• **WHAT THE EXERCISE ASKS**:
Reproduce the material below line by line, beginning with its first line and ending with the line that contains "string; inset: string"; leave out pictures.

** START **

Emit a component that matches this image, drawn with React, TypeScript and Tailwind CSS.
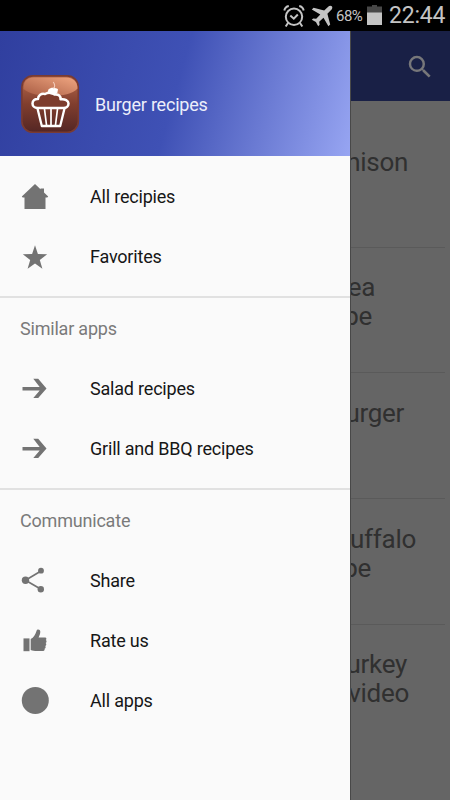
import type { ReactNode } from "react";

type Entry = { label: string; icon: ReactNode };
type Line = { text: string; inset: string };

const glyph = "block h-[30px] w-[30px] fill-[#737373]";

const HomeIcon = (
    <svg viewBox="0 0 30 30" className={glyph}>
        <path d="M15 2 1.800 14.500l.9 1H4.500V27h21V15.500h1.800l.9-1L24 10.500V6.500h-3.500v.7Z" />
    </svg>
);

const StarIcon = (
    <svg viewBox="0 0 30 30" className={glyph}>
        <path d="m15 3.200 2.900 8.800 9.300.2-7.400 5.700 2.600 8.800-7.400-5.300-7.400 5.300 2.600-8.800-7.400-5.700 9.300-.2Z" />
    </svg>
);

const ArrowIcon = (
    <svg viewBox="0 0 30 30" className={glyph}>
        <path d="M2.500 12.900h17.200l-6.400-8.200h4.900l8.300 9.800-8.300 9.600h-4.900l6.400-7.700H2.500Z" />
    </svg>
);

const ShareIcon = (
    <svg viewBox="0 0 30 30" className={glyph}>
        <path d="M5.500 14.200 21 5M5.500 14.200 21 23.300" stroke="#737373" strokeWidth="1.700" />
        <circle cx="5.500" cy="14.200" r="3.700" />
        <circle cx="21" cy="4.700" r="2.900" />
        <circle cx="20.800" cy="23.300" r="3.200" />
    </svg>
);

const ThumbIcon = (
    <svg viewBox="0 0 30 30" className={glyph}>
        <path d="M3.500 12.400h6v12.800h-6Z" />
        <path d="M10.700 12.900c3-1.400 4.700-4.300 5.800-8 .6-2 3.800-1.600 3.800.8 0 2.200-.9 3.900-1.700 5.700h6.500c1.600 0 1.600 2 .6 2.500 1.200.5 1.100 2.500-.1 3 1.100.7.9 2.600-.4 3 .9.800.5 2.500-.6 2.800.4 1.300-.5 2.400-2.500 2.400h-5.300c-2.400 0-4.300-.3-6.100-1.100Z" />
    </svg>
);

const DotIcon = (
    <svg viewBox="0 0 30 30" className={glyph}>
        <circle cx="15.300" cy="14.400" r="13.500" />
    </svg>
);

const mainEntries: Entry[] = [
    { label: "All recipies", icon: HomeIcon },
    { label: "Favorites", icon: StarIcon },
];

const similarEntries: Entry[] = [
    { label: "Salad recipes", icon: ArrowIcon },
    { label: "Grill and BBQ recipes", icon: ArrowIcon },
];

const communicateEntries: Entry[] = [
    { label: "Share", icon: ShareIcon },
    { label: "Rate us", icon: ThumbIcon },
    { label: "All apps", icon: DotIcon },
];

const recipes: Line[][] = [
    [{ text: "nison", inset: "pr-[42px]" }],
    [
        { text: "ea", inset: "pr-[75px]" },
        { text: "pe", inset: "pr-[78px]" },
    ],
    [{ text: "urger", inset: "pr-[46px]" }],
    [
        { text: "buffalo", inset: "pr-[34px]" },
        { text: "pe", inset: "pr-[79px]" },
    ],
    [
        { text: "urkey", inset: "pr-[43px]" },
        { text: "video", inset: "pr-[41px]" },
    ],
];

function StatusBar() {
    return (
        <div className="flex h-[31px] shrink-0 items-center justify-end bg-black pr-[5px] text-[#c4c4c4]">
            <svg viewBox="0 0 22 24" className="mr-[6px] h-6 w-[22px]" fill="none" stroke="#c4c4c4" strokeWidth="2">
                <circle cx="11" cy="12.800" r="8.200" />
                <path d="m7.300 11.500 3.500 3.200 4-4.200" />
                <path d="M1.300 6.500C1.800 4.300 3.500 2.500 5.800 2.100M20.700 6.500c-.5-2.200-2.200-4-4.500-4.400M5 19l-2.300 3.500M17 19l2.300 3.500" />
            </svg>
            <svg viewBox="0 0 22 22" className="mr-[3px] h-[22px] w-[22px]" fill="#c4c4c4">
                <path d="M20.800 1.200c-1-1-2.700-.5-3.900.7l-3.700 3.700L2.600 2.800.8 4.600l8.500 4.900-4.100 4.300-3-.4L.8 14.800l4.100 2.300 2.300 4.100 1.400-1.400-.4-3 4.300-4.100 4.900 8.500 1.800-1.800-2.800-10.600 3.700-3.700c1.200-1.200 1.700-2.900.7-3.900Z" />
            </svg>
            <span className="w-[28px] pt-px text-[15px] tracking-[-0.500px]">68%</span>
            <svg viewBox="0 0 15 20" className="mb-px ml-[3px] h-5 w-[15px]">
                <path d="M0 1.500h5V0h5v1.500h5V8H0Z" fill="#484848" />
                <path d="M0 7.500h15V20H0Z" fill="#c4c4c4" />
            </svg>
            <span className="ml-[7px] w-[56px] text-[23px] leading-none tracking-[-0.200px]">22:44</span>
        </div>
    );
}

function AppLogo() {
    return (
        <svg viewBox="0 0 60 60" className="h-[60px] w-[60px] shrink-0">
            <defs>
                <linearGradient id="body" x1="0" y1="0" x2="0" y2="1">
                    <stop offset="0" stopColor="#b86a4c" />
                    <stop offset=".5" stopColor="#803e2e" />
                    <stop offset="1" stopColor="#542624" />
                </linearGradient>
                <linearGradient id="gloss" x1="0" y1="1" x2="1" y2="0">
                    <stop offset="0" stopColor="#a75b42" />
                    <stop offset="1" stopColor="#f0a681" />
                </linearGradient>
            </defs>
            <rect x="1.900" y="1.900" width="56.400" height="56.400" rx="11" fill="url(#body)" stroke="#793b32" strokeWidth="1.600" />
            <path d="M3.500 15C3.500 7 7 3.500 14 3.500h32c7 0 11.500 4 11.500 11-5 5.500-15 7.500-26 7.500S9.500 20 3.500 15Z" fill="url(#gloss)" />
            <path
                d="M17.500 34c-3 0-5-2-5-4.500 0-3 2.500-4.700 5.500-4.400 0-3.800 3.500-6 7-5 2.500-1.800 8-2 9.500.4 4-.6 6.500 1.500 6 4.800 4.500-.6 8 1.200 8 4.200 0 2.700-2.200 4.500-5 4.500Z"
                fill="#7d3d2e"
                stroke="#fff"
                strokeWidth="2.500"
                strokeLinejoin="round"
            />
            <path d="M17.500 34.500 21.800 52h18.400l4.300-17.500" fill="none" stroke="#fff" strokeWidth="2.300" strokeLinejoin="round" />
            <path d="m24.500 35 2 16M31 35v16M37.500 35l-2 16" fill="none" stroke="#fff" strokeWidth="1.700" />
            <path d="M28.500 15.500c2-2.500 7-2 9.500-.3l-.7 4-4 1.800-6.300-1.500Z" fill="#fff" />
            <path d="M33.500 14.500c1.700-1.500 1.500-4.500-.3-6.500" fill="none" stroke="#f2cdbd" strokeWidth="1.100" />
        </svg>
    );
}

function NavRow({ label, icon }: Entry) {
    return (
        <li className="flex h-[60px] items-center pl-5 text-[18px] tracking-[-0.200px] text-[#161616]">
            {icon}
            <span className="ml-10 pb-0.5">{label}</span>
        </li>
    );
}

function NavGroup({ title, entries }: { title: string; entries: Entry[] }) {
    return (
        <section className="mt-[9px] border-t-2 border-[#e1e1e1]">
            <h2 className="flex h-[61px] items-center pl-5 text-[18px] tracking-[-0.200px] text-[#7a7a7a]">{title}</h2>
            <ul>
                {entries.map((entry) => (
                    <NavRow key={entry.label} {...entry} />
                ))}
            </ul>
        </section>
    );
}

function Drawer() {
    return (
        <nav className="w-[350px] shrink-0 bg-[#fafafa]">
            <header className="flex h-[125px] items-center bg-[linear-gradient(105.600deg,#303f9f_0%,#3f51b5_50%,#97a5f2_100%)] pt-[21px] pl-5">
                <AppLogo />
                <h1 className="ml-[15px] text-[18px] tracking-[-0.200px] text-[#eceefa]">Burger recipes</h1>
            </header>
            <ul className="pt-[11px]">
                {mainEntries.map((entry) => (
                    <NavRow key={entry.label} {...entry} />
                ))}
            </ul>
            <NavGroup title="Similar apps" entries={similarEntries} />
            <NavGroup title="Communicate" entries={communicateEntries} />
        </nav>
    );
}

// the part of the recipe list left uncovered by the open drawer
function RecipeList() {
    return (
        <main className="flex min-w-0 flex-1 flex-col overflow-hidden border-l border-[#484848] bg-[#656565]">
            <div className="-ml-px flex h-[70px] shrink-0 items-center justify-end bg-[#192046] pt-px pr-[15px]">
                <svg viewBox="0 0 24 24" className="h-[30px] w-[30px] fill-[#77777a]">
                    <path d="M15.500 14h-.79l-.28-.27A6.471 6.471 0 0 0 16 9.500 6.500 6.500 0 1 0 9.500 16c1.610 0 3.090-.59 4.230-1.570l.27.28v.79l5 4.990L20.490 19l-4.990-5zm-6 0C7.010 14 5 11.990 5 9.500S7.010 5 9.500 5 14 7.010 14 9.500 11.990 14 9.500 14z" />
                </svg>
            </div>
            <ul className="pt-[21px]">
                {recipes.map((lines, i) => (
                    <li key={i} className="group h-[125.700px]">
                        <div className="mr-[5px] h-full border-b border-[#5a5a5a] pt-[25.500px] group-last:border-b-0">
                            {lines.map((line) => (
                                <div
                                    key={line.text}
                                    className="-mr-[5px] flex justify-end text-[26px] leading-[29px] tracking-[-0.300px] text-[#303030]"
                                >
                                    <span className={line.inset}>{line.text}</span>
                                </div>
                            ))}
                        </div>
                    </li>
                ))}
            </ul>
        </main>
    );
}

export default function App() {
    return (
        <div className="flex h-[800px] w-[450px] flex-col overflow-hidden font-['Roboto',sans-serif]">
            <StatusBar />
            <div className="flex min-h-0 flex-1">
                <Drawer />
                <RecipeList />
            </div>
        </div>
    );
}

** END **

• **COMPLETED TASK**:
Emit a component that matches this image, drawn with React, TypeScript and Tailwind CSS.
import type { ReactNode } from "react";

type Entry = { label: string; icon: ReactNode };
type Line = { text: string; inset: string };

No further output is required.